## [Entries shown]

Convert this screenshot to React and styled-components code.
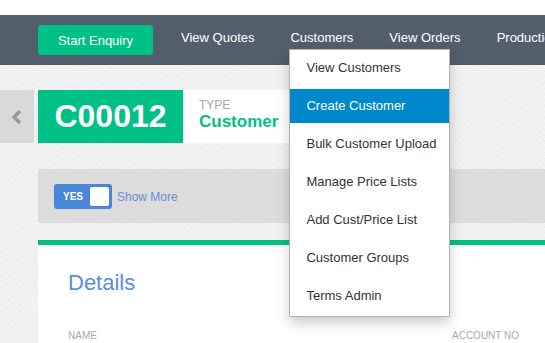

==

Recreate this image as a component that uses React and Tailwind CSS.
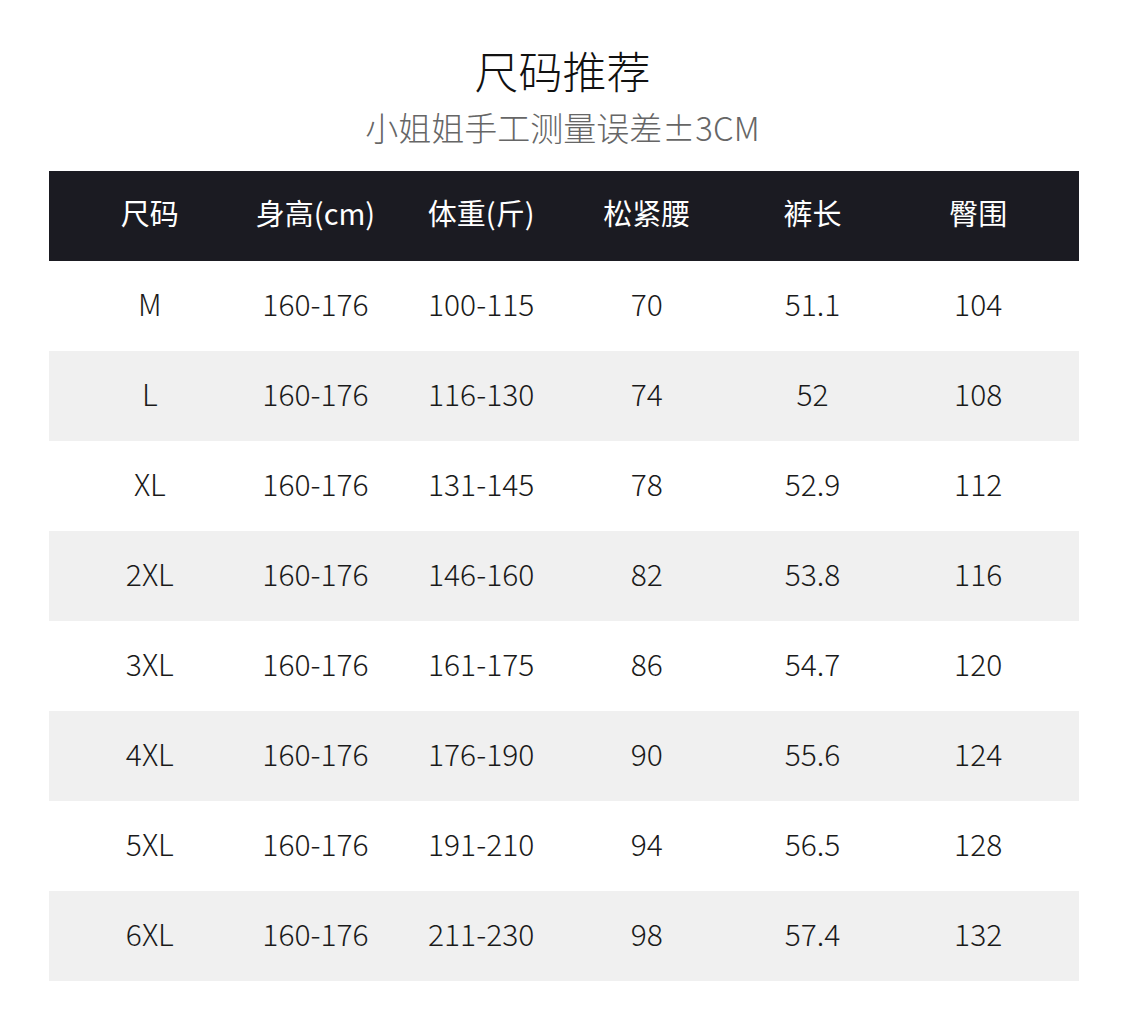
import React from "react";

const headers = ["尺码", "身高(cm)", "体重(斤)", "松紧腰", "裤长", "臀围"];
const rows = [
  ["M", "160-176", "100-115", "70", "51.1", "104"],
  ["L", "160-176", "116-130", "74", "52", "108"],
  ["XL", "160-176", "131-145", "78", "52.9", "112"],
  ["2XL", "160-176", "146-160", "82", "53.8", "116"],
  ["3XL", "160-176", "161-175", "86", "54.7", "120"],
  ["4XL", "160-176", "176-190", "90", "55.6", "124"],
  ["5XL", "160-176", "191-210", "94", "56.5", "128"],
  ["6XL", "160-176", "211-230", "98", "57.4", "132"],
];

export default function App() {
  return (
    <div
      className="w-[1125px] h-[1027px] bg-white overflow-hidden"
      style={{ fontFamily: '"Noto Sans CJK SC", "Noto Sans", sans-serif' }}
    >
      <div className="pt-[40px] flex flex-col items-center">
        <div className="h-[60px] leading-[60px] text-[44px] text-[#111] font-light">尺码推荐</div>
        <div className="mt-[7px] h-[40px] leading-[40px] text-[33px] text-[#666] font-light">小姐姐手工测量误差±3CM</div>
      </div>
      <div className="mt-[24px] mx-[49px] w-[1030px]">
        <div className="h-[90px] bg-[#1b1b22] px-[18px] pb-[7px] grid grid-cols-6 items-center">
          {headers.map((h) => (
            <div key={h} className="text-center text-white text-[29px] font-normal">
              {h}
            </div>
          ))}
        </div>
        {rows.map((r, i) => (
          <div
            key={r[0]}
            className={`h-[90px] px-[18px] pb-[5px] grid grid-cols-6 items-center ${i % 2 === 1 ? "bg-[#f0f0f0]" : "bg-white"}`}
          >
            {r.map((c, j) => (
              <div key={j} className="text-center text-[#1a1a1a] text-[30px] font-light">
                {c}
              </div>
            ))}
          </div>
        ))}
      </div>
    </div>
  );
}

## [Exercise objective]
Include both the line containing "Recreate this image" and the line containing "import React from" when you write out everything between them, exactly. Leave the pictures out.

## [Worked solution]
Recreate this image as a component that uses React and Tailwind CSS.
import React from "react";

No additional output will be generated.